L'origine de cette différence est donc « soit une discrimination du marché du travail vétérinaire à l'encontre des femmes [comme le suggère le résultat du premier modèle], soit liée à des caractéristiques non observables chez les hommes, qui sont valorisées par les employeurs ou par le choix des femmes ». Parmi les possibilités, les auteurs citent « la capacité à travailler selon des horaires inhabituels, avoir l'esprit entrepreneurial, attitudes favorisant la prise de risque ou d'autres facteurs ». À l'appui de cette hypothèse, ils signalent que, lorsque le praticien n'est pas salarié, le différentiel de revenus persiste entre les sexes, ce qui limite la possibilité d'attribuer à l'employeur cette discrimination sur le sexe.
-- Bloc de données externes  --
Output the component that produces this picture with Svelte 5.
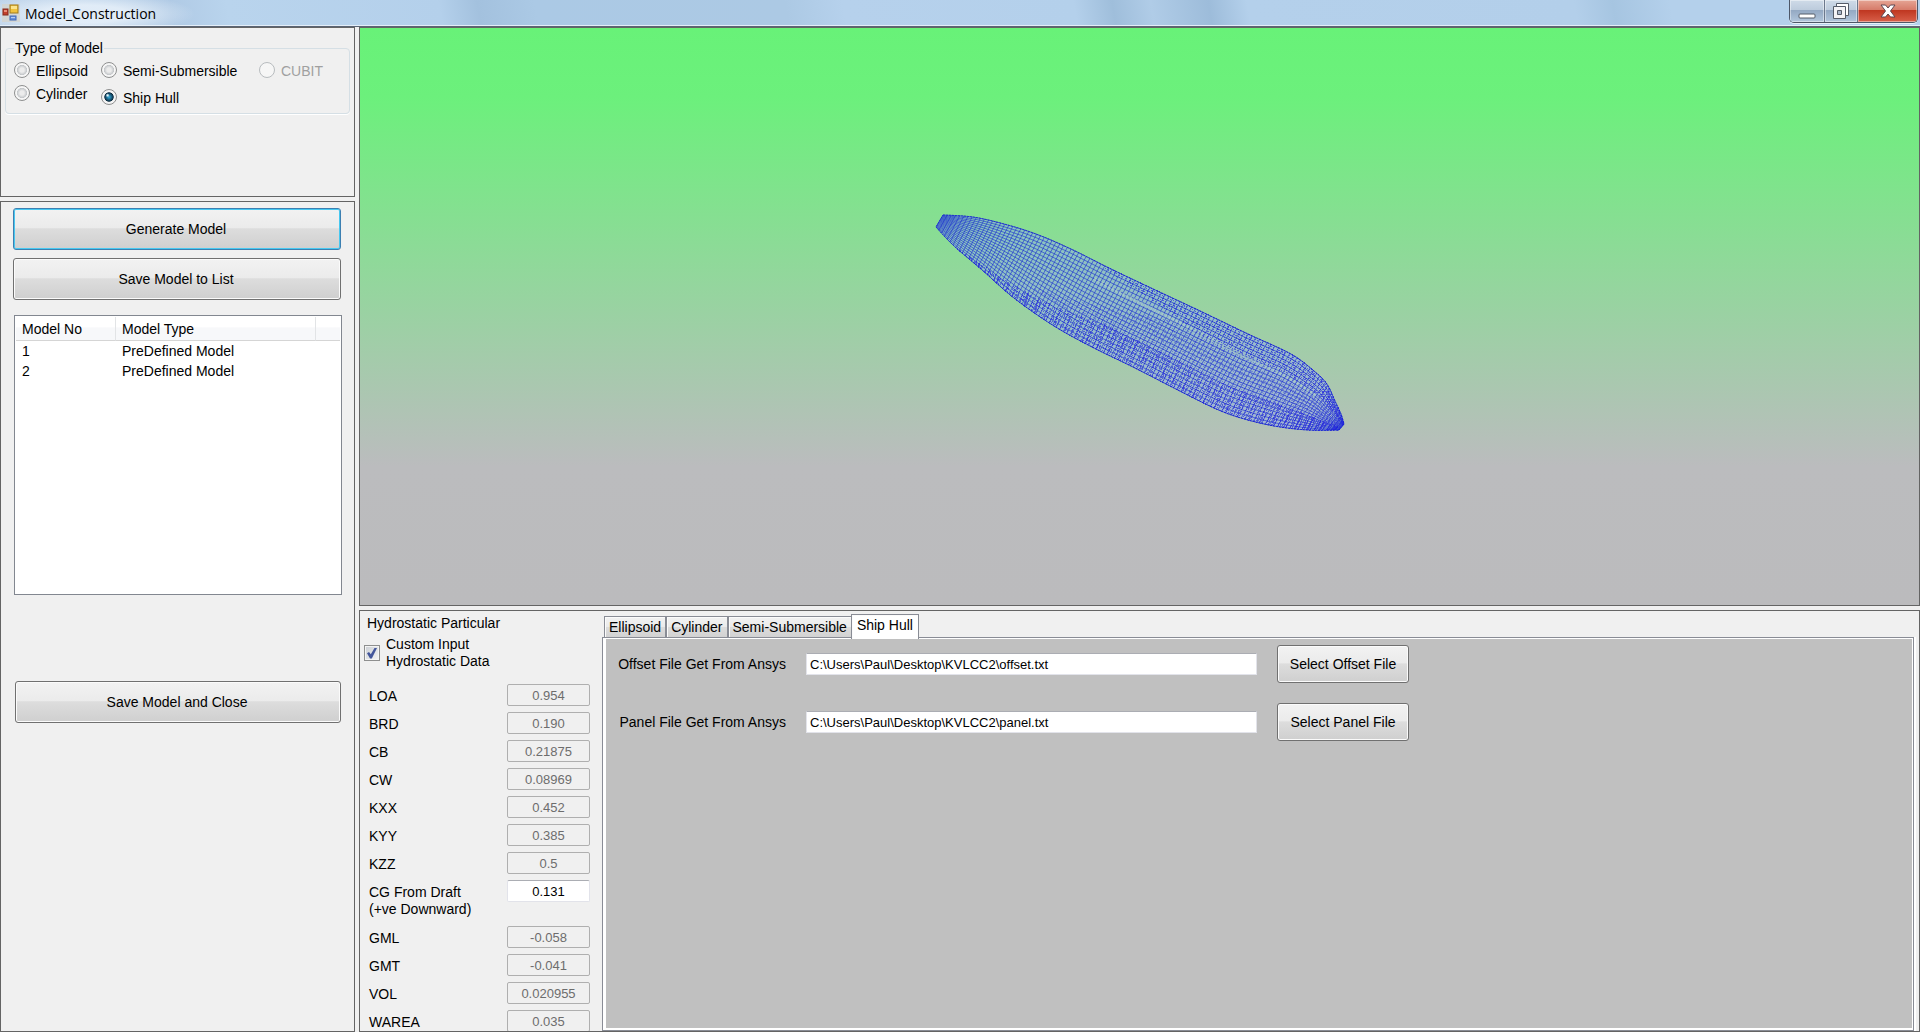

Il reste que ce travail repose sur un faible nombre de réponses, mais le différentiel de salaire mesuré est comparable avec celui des données Insee exposées dans un Fil récent, où pour 2019, le revenu des praticiens salariés était de 36 600 €/an pour les femmes et de 40 000 €/ an pour les hommes (soit 8,5 % d'écart). Et il est le premier à présenter les facteurs principaux influençant les salaires des jeunes vétérinaires.